◆ **Task description**
From the entries that follow, pick out all lines holding "styles".

BEGIN Provided records

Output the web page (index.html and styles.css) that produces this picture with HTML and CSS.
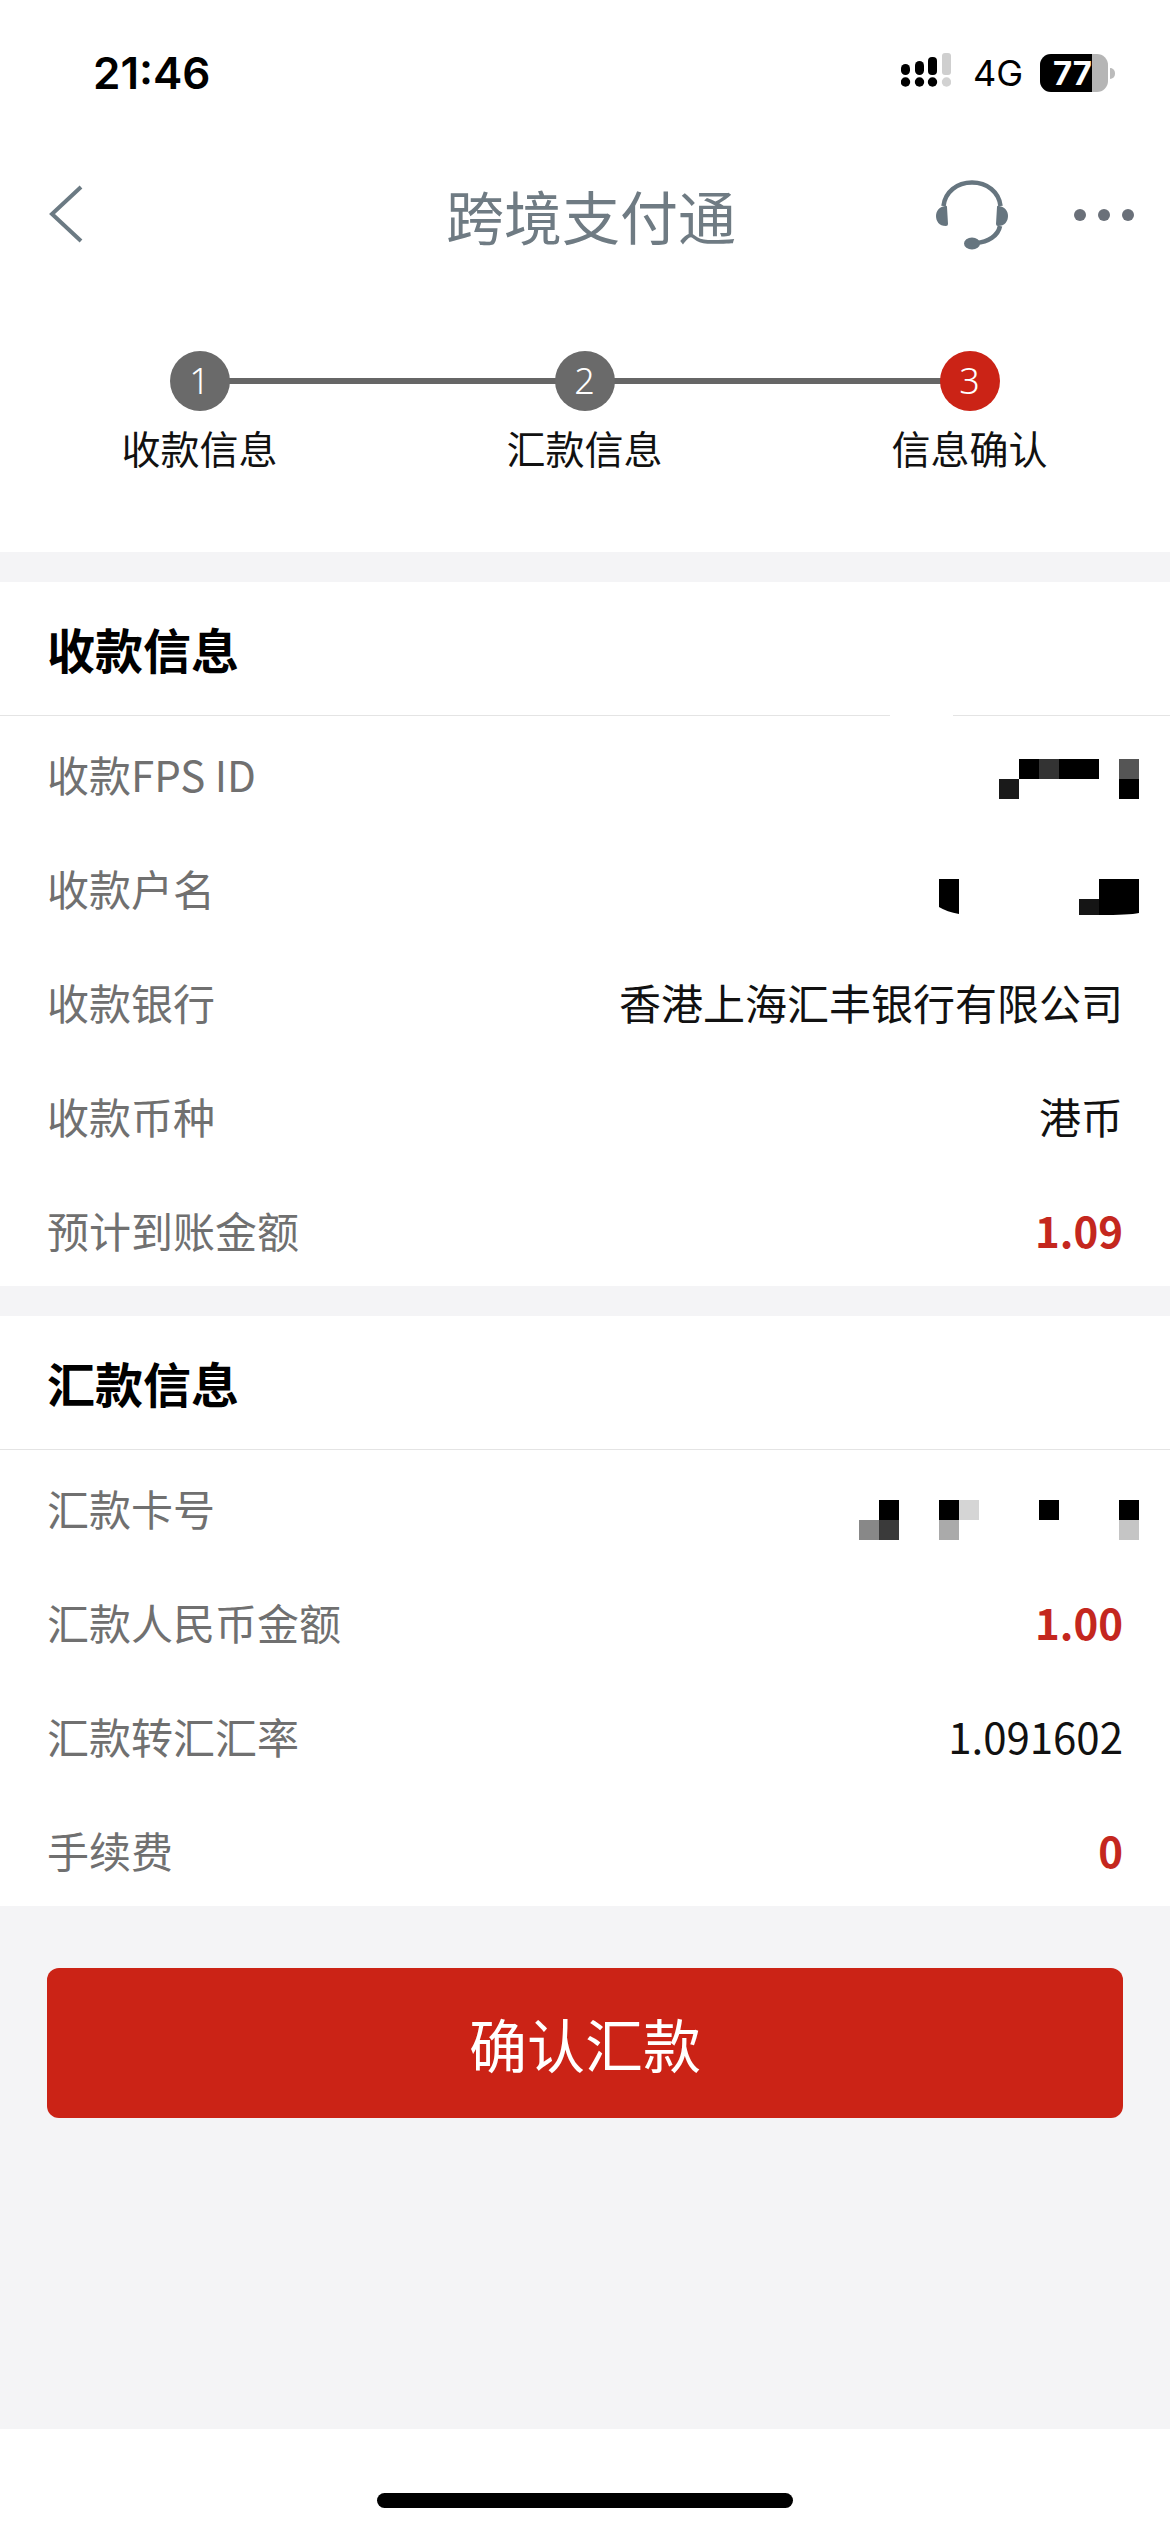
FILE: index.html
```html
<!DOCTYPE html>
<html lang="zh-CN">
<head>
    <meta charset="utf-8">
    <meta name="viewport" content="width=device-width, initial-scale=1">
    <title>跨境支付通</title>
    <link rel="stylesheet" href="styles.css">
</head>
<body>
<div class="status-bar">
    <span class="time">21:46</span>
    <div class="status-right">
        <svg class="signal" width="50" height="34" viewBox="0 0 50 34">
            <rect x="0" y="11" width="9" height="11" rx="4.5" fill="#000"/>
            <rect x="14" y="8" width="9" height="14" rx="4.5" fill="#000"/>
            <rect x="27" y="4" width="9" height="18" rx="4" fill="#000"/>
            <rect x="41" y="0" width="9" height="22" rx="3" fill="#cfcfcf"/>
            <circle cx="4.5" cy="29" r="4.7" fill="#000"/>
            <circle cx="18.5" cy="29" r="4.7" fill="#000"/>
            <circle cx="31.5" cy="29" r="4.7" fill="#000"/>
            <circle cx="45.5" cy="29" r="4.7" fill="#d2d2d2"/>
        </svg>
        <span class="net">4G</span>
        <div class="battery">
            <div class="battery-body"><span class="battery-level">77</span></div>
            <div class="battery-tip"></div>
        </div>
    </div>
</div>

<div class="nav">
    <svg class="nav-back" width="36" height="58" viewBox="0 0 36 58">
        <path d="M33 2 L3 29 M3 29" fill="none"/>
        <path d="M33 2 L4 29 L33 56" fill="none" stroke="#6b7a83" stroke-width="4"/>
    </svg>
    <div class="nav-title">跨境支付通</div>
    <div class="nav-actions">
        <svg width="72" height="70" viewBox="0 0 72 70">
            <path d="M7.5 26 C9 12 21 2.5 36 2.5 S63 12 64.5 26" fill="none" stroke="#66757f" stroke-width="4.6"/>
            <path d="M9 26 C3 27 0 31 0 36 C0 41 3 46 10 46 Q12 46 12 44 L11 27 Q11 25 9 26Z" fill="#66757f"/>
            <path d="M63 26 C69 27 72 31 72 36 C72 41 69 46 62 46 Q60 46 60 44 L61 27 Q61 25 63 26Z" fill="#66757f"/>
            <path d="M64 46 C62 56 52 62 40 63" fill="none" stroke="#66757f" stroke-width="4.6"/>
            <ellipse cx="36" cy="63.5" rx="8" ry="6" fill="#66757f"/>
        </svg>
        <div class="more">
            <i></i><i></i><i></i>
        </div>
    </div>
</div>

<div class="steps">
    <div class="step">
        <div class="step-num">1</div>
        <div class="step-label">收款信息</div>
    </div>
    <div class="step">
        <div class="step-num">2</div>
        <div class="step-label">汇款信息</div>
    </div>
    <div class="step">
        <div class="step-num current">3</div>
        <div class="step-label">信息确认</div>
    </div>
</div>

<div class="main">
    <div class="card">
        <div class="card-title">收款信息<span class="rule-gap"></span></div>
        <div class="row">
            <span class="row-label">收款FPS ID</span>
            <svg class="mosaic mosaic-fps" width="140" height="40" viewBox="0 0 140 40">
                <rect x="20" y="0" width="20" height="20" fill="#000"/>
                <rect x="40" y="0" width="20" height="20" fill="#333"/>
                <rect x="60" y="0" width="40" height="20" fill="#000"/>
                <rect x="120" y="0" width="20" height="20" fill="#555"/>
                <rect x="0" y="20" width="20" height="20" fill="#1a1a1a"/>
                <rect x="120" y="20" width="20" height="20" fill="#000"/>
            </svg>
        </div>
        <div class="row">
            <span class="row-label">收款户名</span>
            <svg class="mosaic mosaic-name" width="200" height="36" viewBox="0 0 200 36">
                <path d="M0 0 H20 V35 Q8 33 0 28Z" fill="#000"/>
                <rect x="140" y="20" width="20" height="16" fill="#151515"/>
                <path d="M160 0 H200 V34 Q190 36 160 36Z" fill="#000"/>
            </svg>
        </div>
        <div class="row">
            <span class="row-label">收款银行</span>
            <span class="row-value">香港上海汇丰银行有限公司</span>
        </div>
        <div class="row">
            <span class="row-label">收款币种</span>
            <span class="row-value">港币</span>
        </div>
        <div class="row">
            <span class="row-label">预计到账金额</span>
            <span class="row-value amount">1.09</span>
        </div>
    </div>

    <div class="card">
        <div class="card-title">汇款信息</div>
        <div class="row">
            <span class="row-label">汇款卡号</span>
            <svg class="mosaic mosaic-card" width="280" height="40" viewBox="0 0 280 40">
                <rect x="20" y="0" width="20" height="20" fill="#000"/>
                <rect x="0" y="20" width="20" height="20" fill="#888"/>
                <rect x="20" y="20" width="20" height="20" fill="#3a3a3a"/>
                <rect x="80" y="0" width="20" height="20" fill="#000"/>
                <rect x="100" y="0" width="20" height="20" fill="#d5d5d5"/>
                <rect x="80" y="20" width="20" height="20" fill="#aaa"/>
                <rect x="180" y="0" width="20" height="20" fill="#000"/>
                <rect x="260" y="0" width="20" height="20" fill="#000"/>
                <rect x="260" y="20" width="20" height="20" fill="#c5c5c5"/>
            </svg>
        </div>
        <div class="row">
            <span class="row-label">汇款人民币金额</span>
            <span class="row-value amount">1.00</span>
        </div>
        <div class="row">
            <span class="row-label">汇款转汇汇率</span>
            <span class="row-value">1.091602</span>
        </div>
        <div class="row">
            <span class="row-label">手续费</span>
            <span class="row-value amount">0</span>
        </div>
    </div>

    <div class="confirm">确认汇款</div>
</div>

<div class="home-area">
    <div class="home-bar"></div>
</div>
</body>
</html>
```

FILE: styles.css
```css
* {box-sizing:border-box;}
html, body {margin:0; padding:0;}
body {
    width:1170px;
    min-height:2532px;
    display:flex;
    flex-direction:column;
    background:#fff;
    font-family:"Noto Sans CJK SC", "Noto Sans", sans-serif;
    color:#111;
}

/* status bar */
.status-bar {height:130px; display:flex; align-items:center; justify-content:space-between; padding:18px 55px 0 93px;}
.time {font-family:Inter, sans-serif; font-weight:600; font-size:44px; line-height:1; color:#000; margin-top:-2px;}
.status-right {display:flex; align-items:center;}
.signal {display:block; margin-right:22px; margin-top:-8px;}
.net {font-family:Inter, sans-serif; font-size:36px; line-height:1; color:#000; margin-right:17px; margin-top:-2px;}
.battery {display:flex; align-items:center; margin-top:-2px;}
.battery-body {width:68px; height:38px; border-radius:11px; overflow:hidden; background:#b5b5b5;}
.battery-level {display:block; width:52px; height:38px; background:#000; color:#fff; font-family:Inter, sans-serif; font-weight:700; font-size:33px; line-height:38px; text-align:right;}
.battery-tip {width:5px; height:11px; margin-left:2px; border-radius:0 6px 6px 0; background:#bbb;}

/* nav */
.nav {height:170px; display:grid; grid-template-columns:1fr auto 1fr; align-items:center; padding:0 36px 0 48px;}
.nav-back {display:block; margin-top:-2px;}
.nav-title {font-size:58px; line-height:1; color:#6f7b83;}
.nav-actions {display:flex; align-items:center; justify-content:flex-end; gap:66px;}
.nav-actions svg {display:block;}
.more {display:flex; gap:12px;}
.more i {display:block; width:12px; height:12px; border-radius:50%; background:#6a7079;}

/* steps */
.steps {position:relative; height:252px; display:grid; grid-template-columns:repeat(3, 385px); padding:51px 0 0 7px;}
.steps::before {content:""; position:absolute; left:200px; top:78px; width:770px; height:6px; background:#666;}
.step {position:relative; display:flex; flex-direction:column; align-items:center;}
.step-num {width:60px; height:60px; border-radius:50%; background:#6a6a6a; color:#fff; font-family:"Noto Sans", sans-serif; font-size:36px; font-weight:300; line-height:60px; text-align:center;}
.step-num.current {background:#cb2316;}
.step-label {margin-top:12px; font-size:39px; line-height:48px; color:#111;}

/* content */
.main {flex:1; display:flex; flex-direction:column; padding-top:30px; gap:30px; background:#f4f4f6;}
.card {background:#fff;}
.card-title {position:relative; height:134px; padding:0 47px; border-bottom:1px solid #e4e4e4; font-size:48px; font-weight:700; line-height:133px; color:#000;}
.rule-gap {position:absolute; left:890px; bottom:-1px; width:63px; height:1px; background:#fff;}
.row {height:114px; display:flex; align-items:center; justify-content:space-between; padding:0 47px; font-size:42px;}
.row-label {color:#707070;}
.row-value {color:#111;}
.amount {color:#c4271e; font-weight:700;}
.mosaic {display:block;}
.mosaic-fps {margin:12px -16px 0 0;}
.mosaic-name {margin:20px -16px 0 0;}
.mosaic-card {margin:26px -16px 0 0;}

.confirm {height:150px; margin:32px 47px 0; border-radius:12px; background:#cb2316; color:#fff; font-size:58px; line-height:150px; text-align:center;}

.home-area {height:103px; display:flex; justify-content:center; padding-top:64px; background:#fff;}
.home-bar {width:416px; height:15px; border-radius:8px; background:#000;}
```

END Provided records
BEGIN Provided records

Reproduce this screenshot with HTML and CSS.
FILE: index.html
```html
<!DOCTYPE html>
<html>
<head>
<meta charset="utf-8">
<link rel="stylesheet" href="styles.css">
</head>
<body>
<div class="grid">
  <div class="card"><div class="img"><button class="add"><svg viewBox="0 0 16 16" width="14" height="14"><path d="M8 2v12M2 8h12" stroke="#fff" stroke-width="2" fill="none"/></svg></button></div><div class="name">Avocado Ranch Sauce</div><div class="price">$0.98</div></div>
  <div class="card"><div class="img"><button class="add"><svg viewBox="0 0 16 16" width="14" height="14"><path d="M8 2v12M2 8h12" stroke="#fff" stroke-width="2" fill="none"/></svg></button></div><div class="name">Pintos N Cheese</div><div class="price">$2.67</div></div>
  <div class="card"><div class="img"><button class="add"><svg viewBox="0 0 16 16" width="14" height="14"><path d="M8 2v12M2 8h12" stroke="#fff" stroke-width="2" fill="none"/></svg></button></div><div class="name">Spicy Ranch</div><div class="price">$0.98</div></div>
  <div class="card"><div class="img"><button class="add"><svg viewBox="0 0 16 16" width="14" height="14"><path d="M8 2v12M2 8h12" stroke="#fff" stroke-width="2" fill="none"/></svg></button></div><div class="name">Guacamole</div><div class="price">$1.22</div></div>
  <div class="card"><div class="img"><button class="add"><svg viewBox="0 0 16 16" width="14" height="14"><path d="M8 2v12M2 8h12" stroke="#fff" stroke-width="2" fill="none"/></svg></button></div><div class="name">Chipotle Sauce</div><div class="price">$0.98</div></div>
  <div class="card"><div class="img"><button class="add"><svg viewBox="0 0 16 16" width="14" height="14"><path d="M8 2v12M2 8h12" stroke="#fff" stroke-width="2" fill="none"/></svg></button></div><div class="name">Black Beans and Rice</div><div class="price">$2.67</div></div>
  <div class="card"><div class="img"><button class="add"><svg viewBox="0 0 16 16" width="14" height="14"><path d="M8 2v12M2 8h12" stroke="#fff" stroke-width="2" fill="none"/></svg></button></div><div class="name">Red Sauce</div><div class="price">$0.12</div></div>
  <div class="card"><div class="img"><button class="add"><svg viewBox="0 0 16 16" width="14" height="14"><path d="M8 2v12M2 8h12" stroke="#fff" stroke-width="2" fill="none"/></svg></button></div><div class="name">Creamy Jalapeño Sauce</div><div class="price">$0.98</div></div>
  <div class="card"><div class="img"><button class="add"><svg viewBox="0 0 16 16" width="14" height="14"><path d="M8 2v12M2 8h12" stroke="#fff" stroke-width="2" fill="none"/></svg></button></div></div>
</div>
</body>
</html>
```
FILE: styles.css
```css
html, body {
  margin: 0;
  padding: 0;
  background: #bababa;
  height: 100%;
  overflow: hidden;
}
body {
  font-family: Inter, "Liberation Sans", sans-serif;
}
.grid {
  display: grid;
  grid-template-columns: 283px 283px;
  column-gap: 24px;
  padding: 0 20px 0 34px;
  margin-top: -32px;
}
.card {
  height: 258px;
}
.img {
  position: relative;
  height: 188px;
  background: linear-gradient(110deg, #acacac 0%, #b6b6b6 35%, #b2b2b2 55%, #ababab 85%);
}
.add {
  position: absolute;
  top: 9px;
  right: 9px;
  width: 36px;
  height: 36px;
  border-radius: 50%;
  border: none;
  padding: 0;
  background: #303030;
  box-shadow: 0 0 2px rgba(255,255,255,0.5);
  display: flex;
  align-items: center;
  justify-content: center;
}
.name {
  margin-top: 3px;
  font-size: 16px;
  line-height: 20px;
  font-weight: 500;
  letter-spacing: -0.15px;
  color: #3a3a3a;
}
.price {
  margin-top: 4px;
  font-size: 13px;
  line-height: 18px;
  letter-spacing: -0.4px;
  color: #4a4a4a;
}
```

END Provided records

◆ **Solution to this problem**
Output the web page (index.html and styles.css) that produces this picture with HTML and CSS.
    <link rel="stylesheet" href="styles.css">
FILE: styles.css
<link rel="stylesheet" href="styles.css">
FILE: styles.css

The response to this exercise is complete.